Pages as source code:
◇ ◇ ◇ ◇ ◇
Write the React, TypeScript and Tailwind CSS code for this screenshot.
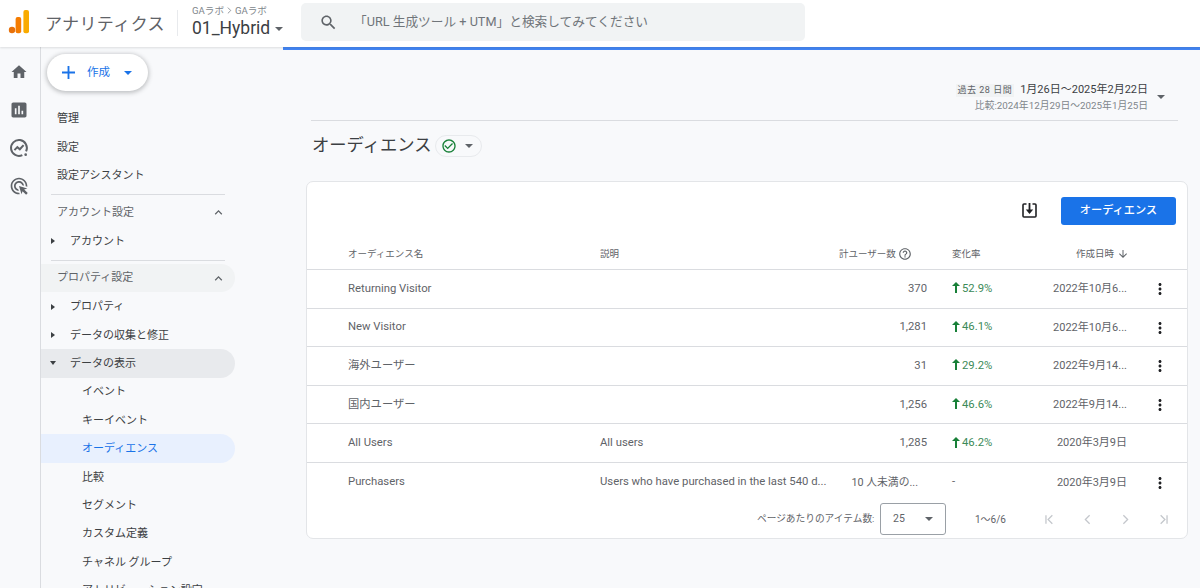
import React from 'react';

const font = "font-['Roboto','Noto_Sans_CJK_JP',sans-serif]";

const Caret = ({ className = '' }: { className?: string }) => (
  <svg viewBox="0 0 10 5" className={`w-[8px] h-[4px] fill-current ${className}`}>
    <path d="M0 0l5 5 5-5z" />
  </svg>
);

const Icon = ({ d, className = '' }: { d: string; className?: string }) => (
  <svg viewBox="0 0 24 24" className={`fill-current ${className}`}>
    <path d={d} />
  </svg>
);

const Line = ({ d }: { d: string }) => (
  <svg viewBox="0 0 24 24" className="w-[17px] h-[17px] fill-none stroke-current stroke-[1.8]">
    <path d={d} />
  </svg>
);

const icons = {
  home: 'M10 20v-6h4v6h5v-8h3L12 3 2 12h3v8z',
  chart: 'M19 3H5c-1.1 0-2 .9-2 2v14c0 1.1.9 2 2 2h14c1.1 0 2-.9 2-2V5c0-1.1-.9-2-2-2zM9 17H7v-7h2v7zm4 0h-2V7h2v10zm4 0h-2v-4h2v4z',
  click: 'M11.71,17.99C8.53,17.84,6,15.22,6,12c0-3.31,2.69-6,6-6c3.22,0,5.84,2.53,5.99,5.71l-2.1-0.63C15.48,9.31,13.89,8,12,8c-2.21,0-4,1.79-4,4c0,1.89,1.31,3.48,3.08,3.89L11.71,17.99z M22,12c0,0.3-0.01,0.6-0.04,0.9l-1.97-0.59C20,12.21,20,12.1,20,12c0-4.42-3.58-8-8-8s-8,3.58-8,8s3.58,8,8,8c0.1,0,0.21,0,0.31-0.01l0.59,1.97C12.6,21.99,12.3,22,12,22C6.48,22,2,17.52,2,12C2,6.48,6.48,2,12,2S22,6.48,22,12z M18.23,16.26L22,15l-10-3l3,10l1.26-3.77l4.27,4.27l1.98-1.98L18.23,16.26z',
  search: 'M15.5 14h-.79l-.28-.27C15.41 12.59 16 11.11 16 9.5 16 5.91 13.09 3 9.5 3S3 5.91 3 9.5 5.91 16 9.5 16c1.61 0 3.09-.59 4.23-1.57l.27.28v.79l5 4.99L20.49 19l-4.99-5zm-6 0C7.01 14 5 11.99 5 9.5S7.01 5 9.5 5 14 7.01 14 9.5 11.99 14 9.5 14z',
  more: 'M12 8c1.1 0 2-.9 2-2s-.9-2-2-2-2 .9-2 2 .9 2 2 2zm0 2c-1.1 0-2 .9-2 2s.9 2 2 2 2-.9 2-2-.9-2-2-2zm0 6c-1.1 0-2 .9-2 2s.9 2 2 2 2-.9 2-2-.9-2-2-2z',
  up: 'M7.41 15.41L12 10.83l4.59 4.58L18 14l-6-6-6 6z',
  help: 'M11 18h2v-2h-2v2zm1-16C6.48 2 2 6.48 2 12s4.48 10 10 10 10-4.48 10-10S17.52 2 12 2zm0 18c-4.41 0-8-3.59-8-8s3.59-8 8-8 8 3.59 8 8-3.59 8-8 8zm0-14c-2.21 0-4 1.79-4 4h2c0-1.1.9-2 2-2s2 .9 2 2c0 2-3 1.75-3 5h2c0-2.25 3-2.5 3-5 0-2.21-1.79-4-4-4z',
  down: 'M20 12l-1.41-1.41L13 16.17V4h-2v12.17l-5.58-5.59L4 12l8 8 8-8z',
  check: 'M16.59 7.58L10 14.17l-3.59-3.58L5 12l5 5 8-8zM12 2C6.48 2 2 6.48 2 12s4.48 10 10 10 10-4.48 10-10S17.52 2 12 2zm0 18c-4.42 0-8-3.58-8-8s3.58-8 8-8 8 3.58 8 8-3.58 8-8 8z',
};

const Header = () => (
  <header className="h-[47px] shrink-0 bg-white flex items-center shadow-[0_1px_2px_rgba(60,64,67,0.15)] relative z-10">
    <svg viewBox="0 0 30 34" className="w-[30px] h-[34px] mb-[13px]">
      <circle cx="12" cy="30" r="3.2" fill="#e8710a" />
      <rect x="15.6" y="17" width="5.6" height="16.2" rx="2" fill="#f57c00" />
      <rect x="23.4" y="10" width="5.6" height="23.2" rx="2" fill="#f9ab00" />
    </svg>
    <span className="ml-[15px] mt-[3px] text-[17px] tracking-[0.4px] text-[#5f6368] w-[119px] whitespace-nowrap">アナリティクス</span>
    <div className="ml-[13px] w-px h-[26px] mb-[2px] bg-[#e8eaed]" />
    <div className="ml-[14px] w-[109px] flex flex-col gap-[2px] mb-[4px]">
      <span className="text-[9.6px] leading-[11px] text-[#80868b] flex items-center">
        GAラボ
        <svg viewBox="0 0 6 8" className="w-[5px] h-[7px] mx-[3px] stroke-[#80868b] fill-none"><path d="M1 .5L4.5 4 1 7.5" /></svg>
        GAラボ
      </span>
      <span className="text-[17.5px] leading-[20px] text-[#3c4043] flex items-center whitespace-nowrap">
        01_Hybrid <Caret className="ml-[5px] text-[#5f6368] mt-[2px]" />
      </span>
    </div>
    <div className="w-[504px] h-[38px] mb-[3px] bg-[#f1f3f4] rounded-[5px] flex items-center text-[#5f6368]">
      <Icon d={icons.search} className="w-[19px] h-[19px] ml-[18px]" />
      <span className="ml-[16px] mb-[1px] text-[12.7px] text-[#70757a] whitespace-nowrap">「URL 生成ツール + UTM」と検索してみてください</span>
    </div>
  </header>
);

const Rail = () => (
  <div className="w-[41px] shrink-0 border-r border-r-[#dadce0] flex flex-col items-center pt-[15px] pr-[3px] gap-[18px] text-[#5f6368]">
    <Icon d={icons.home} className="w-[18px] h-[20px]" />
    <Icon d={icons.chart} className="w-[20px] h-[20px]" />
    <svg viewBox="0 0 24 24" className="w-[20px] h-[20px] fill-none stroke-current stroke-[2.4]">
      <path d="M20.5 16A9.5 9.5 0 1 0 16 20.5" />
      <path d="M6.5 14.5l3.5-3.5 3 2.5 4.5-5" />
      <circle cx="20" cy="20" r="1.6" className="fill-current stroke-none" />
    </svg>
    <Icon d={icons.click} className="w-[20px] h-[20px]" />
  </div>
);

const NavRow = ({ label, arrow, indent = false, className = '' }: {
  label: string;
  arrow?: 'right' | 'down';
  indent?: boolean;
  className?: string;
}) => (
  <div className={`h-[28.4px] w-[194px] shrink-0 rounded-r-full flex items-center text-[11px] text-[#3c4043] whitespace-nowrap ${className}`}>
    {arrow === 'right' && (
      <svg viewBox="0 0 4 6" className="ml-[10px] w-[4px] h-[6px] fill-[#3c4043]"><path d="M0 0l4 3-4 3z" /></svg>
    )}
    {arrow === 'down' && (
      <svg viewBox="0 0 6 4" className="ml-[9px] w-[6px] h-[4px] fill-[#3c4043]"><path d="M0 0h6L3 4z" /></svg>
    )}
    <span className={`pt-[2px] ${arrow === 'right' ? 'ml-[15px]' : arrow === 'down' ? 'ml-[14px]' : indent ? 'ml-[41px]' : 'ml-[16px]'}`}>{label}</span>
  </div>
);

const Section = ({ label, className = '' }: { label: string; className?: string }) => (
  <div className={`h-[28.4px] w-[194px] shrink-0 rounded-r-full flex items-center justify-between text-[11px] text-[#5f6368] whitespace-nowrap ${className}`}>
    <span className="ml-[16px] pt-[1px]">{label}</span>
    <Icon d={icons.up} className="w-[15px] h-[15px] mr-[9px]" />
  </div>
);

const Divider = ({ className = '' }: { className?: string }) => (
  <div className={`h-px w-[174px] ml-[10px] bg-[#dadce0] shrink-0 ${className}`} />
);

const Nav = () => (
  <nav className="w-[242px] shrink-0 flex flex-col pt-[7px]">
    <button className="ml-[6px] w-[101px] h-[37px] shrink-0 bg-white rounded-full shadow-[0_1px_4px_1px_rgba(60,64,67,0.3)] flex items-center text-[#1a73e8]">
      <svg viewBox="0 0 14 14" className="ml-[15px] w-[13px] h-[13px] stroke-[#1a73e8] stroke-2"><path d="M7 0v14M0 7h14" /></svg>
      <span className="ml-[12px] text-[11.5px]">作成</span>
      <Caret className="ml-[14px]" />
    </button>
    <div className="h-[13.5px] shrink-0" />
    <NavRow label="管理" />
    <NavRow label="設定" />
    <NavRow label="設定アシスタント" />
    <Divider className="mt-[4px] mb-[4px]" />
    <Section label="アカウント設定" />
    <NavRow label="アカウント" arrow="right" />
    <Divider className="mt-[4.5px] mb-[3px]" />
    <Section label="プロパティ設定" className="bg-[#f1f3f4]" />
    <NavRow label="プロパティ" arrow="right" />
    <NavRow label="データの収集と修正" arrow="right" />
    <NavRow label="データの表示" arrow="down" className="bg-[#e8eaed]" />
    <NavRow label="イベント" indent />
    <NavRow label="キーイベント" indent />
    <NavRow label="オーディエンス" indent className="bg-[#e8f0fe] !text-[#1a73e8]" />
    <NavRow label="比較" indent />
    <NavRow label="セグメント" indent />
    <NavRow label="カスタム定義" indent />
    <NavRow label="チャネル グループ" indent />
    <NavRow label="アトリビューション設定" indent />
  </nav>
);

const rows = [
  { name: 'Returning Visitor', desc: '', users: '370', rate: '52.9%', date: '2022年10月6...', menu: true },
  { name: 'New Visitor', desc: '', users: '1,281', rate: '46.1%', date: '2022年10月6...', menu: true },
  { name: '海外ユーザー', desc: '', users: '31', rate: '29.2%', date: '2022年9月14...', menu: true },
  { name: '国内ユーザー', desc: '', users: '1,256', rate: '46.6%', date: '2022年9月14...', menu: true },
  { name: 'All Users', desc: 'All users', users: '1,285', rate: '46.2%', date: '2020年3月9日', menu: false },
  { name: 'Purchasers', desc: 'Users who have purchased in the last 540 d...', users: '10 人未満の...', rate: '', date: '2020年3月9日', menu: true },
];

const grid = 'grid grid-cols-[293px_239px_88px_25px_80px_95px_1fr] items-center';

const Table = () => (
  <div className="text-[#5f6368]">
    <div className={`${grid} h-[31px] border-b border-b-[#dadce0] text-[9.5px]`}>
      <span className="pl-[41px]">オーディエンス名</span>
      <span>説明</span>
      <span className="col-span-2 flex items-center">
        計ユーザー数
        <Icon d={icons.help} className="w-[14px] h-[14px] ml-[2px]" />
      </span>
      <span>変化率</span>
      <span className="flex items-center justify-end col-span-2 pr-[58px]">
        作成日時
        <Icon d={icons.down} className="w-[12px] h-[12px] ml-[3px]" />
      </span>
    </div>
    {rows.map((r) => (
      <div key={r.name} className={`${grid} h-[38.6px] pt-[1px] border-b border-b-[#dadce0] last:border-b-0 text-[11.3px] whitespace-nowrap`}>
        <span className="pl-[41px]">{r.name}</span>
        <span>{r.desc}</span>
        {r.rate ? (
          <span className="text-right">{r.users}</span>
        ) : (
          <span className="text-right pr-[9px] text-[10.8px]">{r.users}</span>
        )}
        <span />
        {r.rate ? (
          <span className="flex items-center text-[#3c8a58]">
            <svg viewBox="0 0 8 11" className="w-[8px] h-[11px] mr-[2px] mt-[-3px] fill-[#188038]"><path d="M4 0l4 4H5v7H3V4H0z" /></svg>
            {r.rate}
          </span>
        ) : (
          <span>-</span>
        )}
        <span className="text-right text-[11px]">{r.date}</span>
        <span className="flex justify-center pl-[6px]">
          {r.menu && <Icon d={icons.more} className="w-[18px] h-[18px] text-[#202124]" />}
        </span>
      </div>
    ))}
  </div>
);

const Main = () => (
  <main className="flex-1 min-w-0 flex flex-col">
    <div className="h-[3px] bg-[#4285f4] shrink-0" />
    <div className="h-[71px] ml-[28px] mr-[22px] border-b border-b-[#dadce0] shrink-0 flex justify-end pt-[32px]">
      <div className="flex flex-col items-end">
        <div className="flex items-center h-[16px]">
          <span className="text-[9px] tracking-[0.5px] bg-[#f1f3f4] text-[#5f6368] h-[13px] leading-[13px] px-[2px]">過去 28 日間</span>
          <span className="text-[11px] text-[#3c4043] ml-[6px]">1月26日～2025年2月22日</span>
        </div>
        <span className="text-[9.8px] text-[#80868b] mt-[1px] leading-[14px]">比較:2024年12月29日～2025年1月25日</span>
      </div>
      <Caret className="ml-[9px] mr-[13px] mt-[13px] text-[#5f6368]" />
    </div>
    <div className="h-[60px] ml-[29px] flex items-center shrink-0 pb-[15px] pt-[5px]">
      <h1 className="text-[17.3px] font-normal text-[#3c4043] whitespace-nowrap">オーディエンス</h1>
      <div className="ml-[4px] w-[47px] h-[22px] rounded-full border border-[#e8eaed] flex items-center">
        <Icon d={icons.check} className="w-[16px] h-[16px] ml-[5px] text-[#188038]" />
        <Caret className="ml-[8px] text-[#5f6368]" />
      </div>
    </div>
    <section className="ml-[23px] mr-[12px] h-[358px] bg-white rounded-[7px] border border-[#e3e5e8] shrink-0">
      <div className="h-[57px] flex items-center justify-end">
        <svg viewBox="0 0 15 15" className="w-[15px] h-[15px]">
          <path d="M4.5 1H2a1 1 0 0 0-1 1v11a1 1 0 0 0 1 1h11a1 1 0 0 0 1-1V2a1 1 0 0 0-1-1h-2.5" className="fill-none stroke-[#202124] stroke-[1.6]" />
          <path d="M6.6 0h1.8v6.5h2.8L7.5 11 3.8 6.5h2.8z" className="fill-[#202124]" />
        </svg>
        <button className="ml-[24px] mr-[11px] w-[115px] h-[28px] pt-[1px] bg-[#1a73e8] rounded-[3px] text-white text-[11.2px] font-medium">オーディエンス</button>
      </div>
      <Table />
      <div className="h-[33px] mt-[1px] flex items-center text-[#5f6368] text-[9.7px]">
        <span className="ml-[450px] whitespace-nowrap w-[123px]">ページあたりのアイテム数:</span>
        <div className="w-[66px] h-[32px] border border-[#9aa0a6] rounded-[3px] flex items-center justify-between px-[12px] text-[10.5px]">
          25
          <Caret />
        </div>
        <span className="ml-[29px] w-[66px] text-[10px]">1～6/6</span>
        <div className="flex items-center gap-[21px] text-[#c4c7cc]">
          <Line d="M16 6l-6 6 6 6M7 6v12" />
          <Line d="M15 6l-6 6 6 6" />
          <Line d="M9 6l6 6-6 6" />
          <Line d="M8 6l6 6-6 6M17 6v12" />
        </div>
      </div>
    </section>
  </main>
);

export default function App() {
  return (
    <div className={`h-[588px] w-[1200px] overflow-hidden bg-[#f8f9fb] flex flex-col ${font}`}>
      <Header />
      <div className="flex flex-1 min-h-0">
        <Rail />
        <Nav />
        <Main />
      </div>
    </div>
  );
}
◇ ◇ ◇ ◇ ◇
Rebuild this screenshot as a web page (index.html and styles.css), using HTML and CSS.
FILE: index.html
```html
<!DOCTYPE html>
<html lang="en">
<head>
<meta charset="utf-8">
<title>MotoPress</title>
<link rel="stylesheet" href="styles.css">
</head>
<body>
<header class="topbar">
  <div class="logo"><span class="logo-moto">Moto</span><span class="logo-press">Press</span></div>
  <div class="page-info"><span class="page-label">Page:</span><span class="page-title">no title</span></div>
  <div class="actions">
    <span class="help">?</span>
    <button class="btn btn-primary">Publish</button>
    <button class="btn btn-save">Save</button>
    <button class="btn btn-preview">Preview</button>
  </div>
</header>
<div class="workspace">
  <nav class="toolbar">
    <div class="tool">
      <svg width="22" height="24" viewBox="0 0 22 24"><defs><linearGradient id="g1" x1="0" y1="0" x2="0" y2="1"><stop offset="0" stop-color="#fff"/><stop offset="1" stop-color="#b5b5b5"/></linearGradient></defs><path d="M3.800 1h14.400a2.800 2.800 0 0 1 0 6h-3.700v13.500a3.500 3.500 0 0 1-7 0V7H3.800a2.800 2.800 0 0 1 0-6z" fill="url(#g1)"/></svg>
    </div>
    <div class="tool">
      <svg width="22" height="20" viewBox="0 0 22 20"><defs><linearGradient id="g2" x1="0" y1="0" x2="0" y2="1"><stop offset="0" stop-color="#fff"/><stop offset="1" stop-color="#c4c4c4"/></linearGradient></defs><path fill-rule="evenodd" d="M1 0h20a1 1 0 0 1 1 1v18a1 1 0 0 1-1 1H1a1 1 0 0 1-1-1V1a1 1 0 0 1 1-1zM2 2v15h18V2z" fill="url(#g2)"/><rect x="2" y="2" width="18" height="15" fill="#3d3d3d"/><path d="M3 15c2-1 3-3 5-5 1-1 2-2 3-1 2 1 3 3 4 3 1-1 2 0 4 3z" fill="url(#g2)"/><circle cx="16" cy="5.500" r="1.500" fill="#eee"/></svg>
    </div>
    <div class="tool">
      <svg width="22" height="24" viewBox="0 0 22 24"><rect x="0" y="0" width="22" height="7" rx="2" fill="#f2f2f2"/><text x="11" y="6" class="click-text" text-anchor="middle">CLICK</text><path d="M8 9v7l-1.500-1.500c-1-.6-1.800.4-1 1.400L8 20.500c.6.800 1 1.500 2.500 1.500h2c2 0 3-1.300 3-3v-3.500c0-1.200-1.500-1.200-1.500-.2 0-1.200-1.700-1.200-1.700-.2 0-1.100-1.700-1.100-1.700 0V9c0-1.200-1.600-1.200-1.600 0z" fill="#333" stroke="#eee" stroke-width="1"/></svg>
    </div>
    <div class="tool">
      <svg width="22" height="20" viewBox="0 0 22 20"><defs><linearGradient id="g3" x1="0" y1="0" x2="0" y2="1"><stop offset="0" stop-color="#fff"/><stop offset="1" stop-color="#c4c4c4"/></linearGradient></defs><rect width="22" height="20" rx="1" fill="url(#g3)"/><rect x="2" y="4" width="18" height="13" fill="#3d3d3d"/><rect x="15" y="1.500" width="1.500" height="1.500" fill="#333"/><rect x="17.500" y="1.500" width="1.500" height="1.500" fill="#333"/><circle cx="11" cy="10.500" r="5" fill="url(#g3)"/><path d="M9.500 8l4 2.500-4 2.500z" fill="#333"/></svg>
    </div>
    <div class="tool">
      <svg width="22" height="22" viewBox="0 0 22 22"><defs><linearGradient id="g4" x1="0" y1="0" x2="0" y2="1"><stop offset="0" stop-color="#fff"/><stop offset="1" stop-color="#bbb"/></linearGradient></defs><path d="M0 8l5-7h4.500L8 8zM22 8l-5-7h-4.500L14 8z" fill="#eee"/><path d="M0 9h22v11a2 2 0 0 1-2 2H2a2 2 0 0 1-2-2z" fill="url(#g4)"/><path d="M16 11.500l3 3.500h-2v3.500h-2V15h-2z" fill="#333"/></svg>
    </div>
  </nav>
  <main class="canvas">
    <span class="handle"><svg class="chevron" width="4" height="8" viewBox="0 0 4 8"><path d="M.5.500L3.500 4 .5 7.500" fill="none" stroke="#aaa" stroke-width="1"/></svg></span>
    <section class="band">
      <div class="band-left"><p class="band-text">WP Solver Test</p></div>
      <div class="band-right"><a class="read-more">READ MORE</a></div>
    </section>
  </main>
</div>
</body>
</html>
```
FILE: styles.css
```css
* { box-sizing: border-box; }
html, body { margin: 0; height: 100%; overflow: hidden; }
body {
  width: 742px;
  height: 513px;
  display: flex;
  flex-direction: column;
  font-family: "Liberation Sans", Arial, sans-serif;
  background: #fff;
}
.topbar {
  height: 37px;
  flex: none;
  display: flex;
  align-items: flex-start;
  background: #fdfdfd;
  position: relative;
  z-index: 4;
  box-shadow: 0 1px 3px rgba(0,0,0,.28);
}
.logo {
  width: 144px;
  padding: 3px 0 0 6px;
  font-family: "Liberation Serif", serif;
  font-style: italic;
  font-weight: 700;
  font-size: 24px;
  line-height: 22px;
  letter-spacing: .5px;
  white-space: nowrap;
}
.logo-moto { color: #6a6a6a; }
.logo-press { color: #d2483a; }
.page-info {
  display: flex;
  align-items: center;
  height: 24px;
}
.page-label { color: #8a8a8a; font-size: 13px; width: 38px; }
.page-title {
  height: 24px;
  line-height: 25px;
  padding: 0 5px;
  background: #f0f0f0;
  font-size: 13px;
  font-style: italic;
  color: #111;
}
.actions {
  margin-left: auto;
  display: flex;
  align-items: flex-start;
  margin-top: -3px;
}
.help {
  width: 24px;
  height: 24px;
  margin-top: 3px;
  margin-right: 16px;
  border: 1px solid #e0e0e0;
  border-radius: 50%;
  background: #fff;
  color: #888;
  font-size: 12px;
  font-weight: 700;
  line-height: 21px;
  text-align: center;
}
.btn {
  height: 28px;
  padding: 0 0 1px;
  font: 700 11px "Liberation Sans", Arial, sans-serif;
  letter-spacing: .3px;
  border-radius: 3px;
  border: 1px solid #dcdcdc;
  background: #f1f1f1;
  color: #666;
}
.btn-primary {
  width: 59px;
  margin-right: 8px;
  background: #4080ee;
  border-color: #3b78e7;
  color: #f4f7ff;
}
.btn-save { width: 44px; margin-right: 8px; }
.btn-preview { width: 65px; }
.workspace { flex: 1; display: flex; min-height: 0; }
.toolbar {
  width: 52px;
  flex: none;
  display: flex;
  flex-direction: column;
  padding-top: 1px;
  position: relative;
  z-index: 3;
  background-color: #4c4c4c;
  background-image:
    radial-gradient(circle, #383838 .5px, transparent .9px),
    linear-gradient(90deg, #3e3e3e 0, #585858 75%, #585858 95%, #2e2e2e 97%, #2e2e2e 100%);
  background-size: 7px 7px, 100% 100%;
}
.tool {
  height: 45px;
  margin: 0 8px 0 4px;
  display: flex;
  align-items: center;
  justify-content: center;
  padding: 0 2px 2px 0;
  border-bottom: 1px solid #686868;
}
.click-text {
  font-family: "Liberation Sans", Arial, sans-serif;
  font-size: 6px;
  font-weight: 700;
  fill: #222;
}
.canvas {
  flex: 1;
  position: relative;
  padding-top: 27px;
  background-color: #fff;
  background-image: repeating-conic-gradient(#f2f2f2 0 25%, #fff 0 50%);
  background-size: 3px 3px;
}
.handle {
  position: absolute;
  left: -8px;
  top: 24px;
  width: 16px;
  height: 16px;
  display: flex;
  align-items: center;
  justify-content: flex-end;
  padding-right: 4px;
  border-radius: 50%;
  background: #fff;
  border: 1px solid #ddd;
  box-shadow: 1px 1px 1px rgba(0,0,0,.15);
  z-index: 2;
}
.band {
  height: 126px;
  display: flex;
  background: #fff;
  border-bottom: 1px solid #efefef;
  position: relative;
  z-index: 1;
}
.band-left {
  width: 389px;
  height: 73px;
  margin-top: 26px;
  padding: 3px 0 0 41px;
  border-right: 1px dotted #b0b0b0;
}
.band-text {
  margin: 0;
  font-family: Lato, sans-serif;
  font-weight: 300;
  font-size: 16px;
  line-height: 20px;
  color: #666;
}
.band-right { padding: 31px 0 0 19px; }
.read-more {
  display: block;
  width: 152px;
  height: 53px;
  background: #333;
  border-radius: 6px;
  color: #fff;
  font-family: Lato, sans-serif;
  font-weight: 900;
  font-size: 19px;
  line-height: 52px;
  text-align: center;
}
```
◇ ◇ ◇ ◇ ◇
In the material above, find the lines that contain "styles" and show them.

Rebuild this screenshot as a web page (index.html and styles.css), using HTML and CSS.
<link rel="stylesheet" href="styles.css">
FILE: styles.css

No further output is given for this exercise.